Taking a break from all your worries sure would help a lot…

All fine and well, but if the question ‘so what’ can’t be answered, then it’s just a lot of pretty observations. So what, indeed? I wasn’t particularly married to the line I started with. While it’s pretty likely that at least one of the internet savvy folks of Adventure Time’s creative staff know RvB, I don’t think it’s the driving force behind their similarities. It goes back to something embedded in us by Harry Potter, if not earlier. Countless shows – your MASH, your Gunsmoke, any of the endless procedurals that shamble on across the years, and even my beloved Lupin III – have scratched the audience’s itch to see continuing adventures. But they’re largely static things. The situations change and maybe the emotions of the characters do too, but they’re adults. They’ve reached the form and basic personality that they’re going to face the world with. Harry Potter let a generation grow with its protagonist, seeing their own emotional struggles mirrored in a fantastical world. Adventure Time strikes the same chord, giving the audience a kind of ownership to Finn and who he’s becoming, how he might shape the world. Red vs Blue answers the uncertainty of early adulthood – why are we here, what am I doing as a cog in this larger machine, and how much am I responsible for my own actions? There’s something deeply satisfying about seeing a bunch of bickering slackers, our bickering slackers, take hold of their own agency in the shambles of a big and terrifying world that’s dismissed them. The best themes are often ones that come about accidentally, born from the writer’s unconscious mind rather than a burning desire to Say Something. Now and again they offer a truly raw portrait of a time and place in society, of their audience and what we’re all searching for.

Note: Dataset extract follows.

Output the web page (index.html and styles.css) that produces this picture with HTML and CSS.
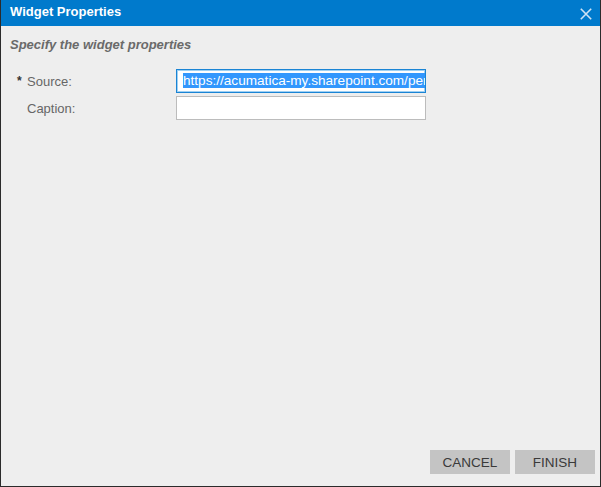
FILE: index.html
```html
<!DOCTYPE html>
<html>
<head>
<meta charset="utf-8">
<title>Widget Properties</title>
<link rel="stylesheet" href="styles.css">
</head>
<body>
<div class="dialog">
  <div class="titlebar">
    <span class="title">Widget Properties</span>
    <span class="close" aria-label="Close">
      <svg width="12" height="12" viewBox="0 0 12 12"><path d="M0.8 0.8 L11.2 11.2 M11.2 0.8 L0.8 11.2" stroke="#cfe3f4" stroke-width="1.6" fill="none"/></svg>
    </span>
  </div>
  <div class="content">
    <div class="subtitle">Specify the widget properties</div>
    <div class="form">
      <div class="row">
        <label class="label"><span class="req">*</span>Source:</label>
        <div class="field focused"><span class="sel">https://acumatica-my.sharepoint.com/per</span></div>
      </div>
      <div class="row">
        <label class="label"><span class="req"></span>Caption:</label>
        <div class="field"></div>
      </div>
    </div>
  </div>
  <div class="footer">
    <button class="btn">CANCEL</button>
    <button class="btn">FINISH</button>
  </div>
</div>
</body>
</html>
```
FILE: styles.css
```css
html, body {
  margin: 0;
  padding: 0;
  background: #eeeeee;
}
.dialog {
  box-sizing: border-box;
  width: 601px;
  height: 487px;
  border: 1px solid #2b2b2b;
  border-top: none;
  background: #eeeeee;
  display: flex;
  flex-direction: column;
  font-family: "Liberation Sans", Arial, sans-serif;
}
.titlebar {
  height: 26px;
  background: #007acc;
  display: flex;
  align-items: center;
  justify-content: space-between;
  padding: 0 8px 0 9px;
  flex-shrink: 0;
}
.title {
  color: #ffffff;
  font-weight: bold;
  font-size: 13px;
  line-height: 16px;
  margin-top: -2px;
}
.close {
  display: flex;
  width: 12px;
  height: 12px;
  margin-top: 2px;
}
.content {
  flex: 1;
  padding: 11px 0 0 0;
}
.subtitle {
  font-size: 13px;
  font-weight: bold;
  font-style: italic;
  color: #6a6a6a;
  line-height: 16px;
  padding-left: 9px;
}
.form {
  margin-top: 16px;
  display: flex;
  flex-direction: column;
  gap: 3px;
}
.row {
  display: flex;
  align-items: center;
}
.label {
  width: 175px;
  box-sizing: border-box;
  padding-left: 16px;
  font-size: 13px;
  color: #666666;
  display: flex;
  align-items: center;
}
.req {
  display: inline-block;
  width: 10px;
  font-size: 12px;
  font-weight: bold;
  color: #333333;
}
.field {
  box-sizing: border-box;
  width: 250px;
  height: 24px;
  background: #ffffff;
  border: 1px solid #bcbcbc;
  overflow: hidden;
  white-space: nowrap;
  font-size: 13.6px;
  line-height: 16px;
  padding: 3px 0 0 6px;
  color: #222;
}
.field.focused {
  border: 1px solid #1a84d4;
  box-shadow: inset 0 0 0 1px #9fd0f3;
}
.sel {
  background: #3297fd;
  color: #ffffff;
}
.footer {
  display: flex;
  justify-content: flex-end;
  gap: 5px;
  padding: 0 5px 12px 0;
}
.btn {
  width: 80px;
  height: 24px;
  border: none;
  background: #c4c4c4;
  color: #3a3a3a;
  font-family: "Liberation Sans", Arial, sans-serif;
  font-size: 13.5px;
  padding: 0;
  margin: 0;
}
```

I find the change in venue interesting as well – the idea that in less than a decade, one show was the purview of the internet while the other was able to find an audience for its audience participatory format on cable (emphasis on the cable because cartoon network makes it bleeding difficult to stream the show online). The fact that our culture has become more inclusive of internet culture is not a revolutionary one, but it is interesting to see it in practice. After all, this is a media that still can’t figure out that girls like comics and videogames, or that there are audiences (especially geeky ones) outside of Straight White Dude. Adventure Time is going even beyond what Red vs. Blue accomplished in terms of interface, and given the thriving social media platform Rooster Teeth introduced that’s no small accomplishment. It’s a careful balance, acknowledging and playing with the fans without creating something that seems ‘fannish’ or overly pandering. It’s hard to see where the lines of creative purity, cultural plaything, and consumer product begin to blur together. But those are questions that are going to require even more careful contemplation going forward. We’re all in the same sandbox now.

As an aside, I’m SO VERY SORRY about the lack of Lupin recap last Friday – travel and holiday schedules made the kind of time those posts require simply unavailable. I most humbly beg your forgiveness, dear readers, and will attempt to make it up as soon as I am able. I do hope your holidays were and continue to be grand!